_DIRECTION_
Write every line out verbatim and omit the pictures.

_RECORDED DATA_
— Begin —
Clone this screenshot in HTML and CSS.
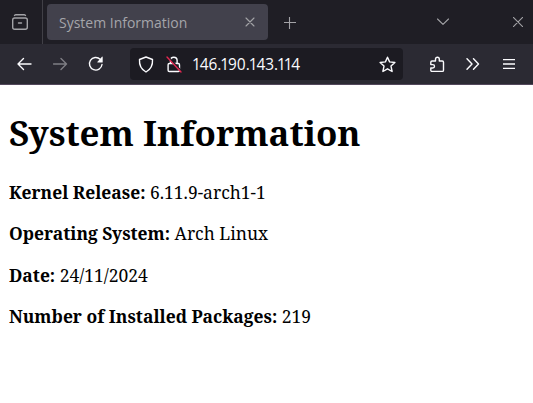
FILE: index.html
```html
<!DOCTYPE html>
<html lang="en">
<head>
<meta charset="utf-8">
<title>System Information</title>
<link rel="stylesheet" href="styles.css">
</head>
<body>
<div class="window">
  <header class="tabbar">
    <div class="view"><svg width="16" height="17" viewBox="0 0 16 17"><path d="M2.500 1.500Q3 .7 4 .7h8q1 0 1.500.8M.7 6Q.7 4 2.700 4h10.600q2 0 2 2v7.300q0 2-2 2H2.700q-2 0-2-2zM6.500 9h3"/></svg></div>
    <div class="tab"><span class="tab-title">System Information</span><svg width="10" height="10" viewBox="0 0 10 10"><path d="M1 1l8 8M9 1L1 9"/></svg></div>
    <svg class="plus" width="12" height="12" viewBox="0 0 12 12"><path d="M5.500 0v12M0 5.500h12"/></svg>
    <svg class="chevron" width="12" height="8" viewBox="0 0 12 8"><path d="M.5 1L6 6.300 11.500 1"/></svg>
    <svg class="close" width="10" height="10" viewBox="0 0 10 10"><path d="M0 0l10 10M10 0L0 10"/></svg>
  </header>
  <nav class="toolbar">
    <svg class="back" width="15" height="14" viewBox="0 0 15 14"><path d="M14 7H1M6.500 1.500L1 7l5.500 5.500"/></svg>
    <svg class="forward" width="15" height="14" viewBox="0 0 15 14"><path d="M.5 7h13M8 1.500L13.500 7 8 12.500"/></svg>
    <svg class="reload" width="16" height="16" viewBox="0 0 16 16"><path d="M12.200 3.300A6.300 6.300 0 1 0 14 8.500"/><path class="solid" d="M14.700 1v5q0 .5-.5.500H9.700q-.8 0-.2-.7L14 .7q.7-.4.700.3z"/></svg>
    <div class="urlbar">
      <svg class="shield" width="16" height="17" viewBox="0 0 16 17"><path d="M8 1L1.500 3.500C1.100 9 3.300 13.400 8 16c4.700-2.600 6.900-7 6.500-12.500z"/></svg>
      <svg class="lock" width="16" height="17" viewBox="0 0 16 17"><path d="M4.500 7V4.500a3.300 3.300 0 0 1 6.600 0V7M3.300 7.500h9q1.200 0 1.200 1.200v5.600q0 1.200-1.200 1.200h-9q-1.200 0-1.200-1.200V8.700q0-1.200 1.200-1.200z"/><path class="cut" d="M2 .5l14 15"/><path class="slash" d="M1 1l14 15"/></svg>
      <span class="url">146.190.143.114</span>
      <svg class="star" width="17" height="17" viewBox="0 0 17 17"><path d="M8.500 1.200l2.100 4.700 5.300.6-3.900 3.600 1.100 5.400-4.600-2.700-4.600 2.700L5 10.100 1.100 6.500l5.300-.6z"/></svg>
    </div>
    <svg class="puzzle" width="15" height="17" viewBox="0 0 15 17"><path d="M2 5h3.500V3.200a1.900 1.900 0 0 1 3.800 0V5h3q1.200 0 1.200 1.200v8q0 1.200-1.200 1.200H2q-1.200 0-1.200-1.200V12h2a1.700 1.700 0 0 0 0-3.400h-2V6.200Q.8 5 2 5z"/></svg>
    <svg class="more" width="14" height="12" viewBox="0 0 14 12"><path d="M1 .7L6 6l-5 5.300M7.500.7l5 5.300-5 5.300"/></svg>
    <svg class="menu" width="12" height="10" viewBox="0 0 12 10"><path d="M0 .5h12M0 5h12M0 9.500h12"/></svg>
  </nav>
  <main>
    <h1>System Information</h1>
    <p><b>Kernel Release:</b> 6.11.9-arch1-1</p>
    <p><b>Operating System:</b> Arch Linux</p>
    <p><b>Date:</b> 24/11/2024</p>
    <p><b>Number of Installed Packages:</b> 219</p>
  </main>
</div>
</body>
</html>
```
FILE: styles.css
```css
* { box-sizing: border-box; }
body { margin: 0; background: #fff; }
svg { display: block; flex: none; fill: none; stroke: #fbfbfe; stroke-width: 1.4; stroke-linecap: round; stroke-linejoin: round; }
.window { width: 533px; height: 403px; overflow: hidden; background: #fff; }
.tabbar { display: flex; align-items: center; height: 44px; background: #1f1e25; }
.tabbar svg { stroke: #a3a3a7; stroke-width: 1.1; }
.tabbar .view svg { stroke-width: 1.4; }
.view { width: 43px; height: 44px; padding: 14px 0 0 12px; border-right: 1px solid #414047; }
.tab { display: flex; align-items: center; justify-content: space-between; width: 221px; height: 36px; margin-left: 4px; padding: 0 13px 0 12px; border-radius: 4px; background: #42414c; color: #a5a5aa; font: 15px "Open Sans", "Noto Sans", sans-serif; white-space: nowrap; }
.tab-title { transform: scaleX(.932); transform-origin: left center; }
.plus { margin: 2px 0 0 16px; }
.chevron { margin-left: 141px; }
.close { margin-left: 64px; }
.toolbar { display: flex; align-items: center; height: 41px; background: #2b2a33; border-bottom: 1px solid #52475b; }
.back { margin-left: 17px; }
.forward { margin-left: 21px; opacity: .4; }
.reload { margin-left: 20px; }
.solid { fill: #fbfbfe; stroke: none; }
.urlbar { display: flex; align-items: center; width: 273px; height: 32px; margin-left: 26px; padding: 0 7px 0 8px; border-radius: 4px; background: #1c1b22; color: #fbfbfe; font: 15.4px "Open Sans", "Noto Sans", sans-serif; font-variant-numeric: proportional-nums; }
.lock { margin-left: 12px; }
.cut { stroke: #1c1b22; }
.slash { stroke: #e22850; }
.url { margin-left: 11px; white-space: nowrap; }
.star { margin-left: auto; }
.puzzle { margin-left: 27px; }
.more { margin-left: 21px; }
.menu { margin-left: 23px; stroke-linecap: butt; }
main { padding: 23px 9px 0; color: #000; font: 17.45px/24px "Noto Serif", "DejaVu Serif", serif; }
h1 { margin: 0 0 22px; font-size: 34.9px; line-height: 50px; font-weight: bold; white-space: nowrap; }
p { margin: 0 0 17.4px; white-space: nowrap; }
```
— End —
_TASK RESPONSE_
Clone this screenshot in HTML and CSS.
FILE: index.html
```html
<!DOCTYPE html>
<html lang="en">
<head>
<meta charset="utf-8">
<title>System Information</title>
<link rel="stylesheet" href="styles.css">
</head>
<body>
<div class="window">
  <header class="tabbar">
    <div class="view"><svg width="16" height="17" viewBox="0 0 16 17"><path d="M2.500 1.500Q3 .7 4 .7h8q1 0 1.500.8M.7 6Q.7 4 2.700 4h10.600q2 0 2 2v7.300q0 2-2 2H2.700q-2 0-2-2zM6.500 9h3"/></svg></div>
    <div class="tab"><span class="tab-title">System Information</span><svg width="10" height="10" viewBox="0 0 10 10"><path d="M1 1l8 8M9 1L1 9"/></svg></div>
    <svg class="plus" width="12" height="12" viewBox="0 0 12 12"><path d="M5.500 0v12M0 5.500h12"/></svg>
    <svg class="chevron" width="12" height="8" viewBox="0 0 12 8"><path d="M.5 1L6 6.300 11.500 1"/></svg>
    <svg class="close" width="10" height="10" viewBox="0 0 10 10"><path d="M0 0l10 10M10 0L0 10"/></svg>
  </header>
  <nav class="toolbar">
    <svg class="back" width="15" height="14" viewBox="0 0 15 14"><path d="M14 7H1M6.500 1.500L1 7l5.500 5.500"/></svg>
    <svg class="forward" width="15" height="14" viewBox="0 0 15 14"><path d="M.5 7h13M8 1.500L13.500 7 8 12.500"/></svg>
    <svg class="reload" width="16" height="16" viewBox="0 0 16 16"><path d="M12.200 3.300A6.300 6.300 0 1 0 14 8.500"/><path class="solid" d="M14.700 1v5q0 .5-.5.500H9.700q-.8 0-.2-.7L14 .7q.7-.4.700.3z"/></svg>
    <div class="urlbar">
      <svg class="shield" width="16" height="17" viewBox="0 0 16 17"><path d="M8 1L1.500 3.500C1.100 9 3.300 13.400 8 16c4.700-2.600 6.900-7 6.500-12.500z"/></svg>
      <svg class="lock" width="16" height="17" viewBox="0 0 16 17"><path d="M4.500 7V4.500a3.300 3.300 0 0 1 6.600 0V7M3.300 7.500h9q1.200 0 1.200 1.200v5.600q0 1.200-1.200 1.200h-9q-1.200 0-1.200-1.200V8.700q0-1.200 1.200-1.200z"/><path class="cut" d="M2 .5l14 15"/><path class="slash" d="M1 1l14 15"/></svg>
      <span class="url">146.190.143.114</span>
      <svg class="star" width="17" height="17" viewBox="0 0 17 17"><path d="M8.500 1.200l2.100 4.700 5.300.6-3.900 3.600 1.100 5.400-4.600-2.700-4.600 2.700L5 10.100 1.100 6.500l5.300-.6z"/></svg>
    </div>
    <svg class="puzzle" width="15" height="17" viewBox="0 0 15 17"><path d="M2 5h3.500V3.200a1.900 1.900 0 0 1 3.800 0V5h3q1.200 0 1.200 1.200v8q0 1.200-1.200 1.200H2q-1.200 0-1.200-1.200V12h2a1.700 1.700 0 0 0 0-3.400h-2V6.200Q.8 5 2 5z"/></svg>
    <svg class="more" width="14" height="12" viewBox="0 0 14 12"><path d="M1 .7L6 6l-5 5.300M7.500.7l5 5.300-5 5.300"/></svg>
    <svg class="menu" width="12" height="10" viewBox="0 0 12 10"><path d="M0 .5h12M0 5h12M0 9.500h12"/></svg>
  </nav>
  <main>
    <h1>System Information</h1>
    <p><b>Kernel Release:</b> 6.11.9-arch1-1</p>
    <p><b>Operating System:</b> Arch Linux</p>
    <p><b>Date:</b> 24/11/2024</p>
    <p><b>Number of Installed Packages:</b> 219</p>
  </main>
</div>
</body>
</html>
```
FILE: styles.css
```css
* { box-sizing: border-box; }
body { margin: 0; background: #fff; }
svg { display: block; flex: none; fill: none; stroke: #fbfbfe; stroke-width: 1.4; stroke-linecap: round; stroke-linejoin: round; }
.window { width: 533px; height: 403px; overflow: hidden; background: #fff; }
.tabbar { display: flex; align-items: center; height: 44px; background: #1f1e25; }
.tabbar svg { stroke: #a3a3a7; stroke-width: 1.1; }
.tabbar .view svg { stroke-width: 1.4; }
.view { width: 43px; height: 44px; padding: 14px 0 0 12px; border-right: 1px solid #414047; }
.tab { display: flex; align-items: center; justify-content: space-between; width: 221px; height: 36px; margin-left: 4px; padding: 0 13px 0 12px; border-radius: 4px; background: #42414c; color: #a5a5aa; font: 15px "Open Sans", "Noto Sans", sans-serif; white-space: nowrap; }
.tab-title { transform: scaleX(.932); transform-origin: left center; }
.plus { margin: 2px 0 0 16px; }
.chevron { margin-left: 141px; }
.close { margin-left: 64px; }
.toolbar { display: flex; align-items: center; height: 41px; background: #2b2a33; border-bottom: 1px solid #52475b; }
.back { margin-left: 17px; }
.forward { margin-left: 21px; opacity: .4; }
.reload { margin-left: 20px; }
.solid { fill: #fbfbfe; stroke: none; }
.urlbar { display: flex; align-items: center; width: 273px; height: 32px; margin-left: 26px; padding: 0 7px 0 8px; border-radius: 4px; background: #1c1b22; color: #fbfbfe; font: 15.4px "Open Sans", "Noto Sans", sans-serif; font-variant-numeric: proportional-nums; }
.lock { margin-left: 12px; }
.cut { stroke: #1c1b22; }
.slash { stroke: #e22850; }
.url { margin-left: 11px; white-space: nowrap; }
.star { margin-left: auto; }
.puzzle { margin-left: 27px; }
.more { margin-left: 21px; }
.menu { margin-left: 23px; stroke-linecap: butt; }
main { padding: 23px 9px 0; color: #000; font: 17.45px/24px "Noto Serif", "DejaVu Serif", serif; }
h1 { margin: 0 0 22px; font-size: 34.9px; line-height: 50px; font-weight: bold; white-space: nowrap; }
p { margin: 0 0 17.4px; white-space: nowrap; }
```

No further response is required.